As a community, gamers have to do more. If you witness something homophobic, have the decency to stand against it. It isn’t enough to simply ignore them. Whether it is with your literal words or your virtual assault rifle, you have to be willing to step in and say “you’re an asshole.” Bioware, well ahead of their colleagues, have already done this in defense of another of their games’ inclusion of homosexuality: Dragon Age 2. You can read the original asshole’s post and the lead writer’s very eloquent response on their forum below:

http://social.bioware.com/forum/1/topic/304/index/6661775&lf=8

In the end, games, like any other art form (yes, Roger Ebert, they are art), are as much a means of escape as they are expression—and players like “Straight Male Gamer” are dangerous.
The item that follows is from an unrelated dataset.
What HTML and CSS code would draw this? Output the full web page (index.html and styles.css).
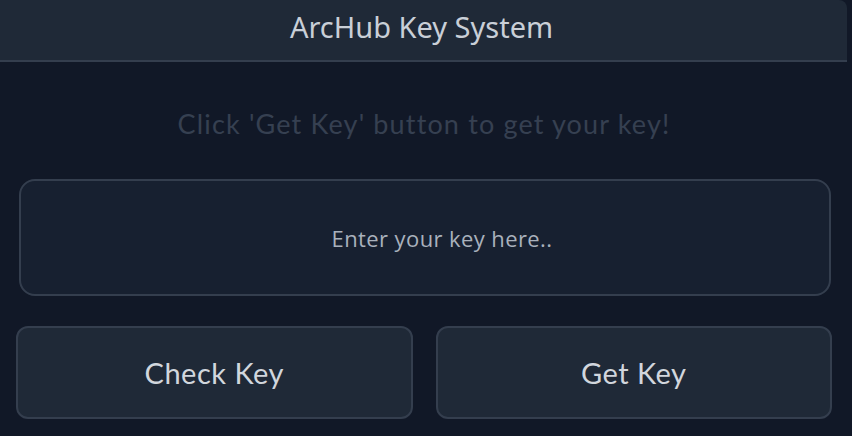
FILE: index.html
```html
<!DOCTYPE html>
<html>
<head>
<meta charset="utf-8">
<link rel="stylesheet" href="styles.css">
</head>
<body>
<div class="window">
  <header class="titlebar"><h1 class="title">ArcHub Key System</h1></header>
  <main class="content">
    <p class="hint">Click 'Get Key' button to get your key!</p>
    <input class="keyinput" type="text" placeholder="Enter your key here..">
    <div class="actions">
      <button class="btn">Check Key</button>
      <button class="btn">Get Key</button>
    </div>
  </main>
</div>
</body>
</html>
```

FILE: styles.css
```css
html, body {
  margin: 0;
  padding: 0;
  background: #111827;
  height: 100%;
  overflow: hidden;
}
.window {
  width: 847px;
  height: 436px;
  background: #111827;
  display: flex;
  flex-direction: column;
}
.titlebar {
  height: 60px;
  background: #1f2937;
  border-bottom: 2px solid #343e4e;
  border-top-right-radius: 8px;
  display: flex;
  align-items: center;
  justify-content: center;
}
.title {
  margin: 0;
  font-family: "Noto Sans", sans-serif;
  font-weight: 400;
  font-size: 29px;
  color: #c9cfd7;
  position: relative;
  top: -4px;
  left: -2px;
}
.content {
  display: flex;
  flex-direction: column;
  padding: 0 15px 0 16px;
}
.hint {
  margin: 47px 0 0;
  text-align: center;
  font-family: "Lato", sans-serif;
  font-size: 27px;
  letter-spacing: 1.15px;
  color: #364051;
  line-height: 30px;
}
.keyinput {
  margin: 40px 0 0 3px;
  width: 812px;
  height: 117px;
  box-sizing: border-box;
  background: #172030;
  border: 2px solid #343e4e;
  border-radius: 16px;
  text-align: center;
  font-family: "Open Sans", sans-serif;
  font-size: 22px;
  letter-spacing: 0.4px;
  color: #a9b1bc;
  outline: none;
  padding: 0 0 0 34px;
}
.keyinput::placeholder {
  color: #a9b1bc;
}
.actions {
  margin-top: 30px;
  display: flex;
  gap: 23px;
}
.btn {
  width: 397px;
  height: 93px;
  background: #1f2937;
  border: 2px solid #343e4e;
  border-radius: 12px;
  font-family: "Lato", sans-serif;
  font-size: 29px;
  letter-spacing: 0.5px;
  color: #d1d6dd;
  padding: 0;
}
```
As if the real world were not hard enough, hateful words (and actions) within the gaming community are just as damaging as they would be if you had the stones to say it to their face. So if you are a gamer and have read this far, don’t be afraid to tell folks off. These kinds of bullies only learn once you’ve stopped running, turned around and rammed your skull into their stomach (personal experience).

Even in gaming, there comes a time when you have to stop playing and start acting for the wellbeing of others, if not yourself.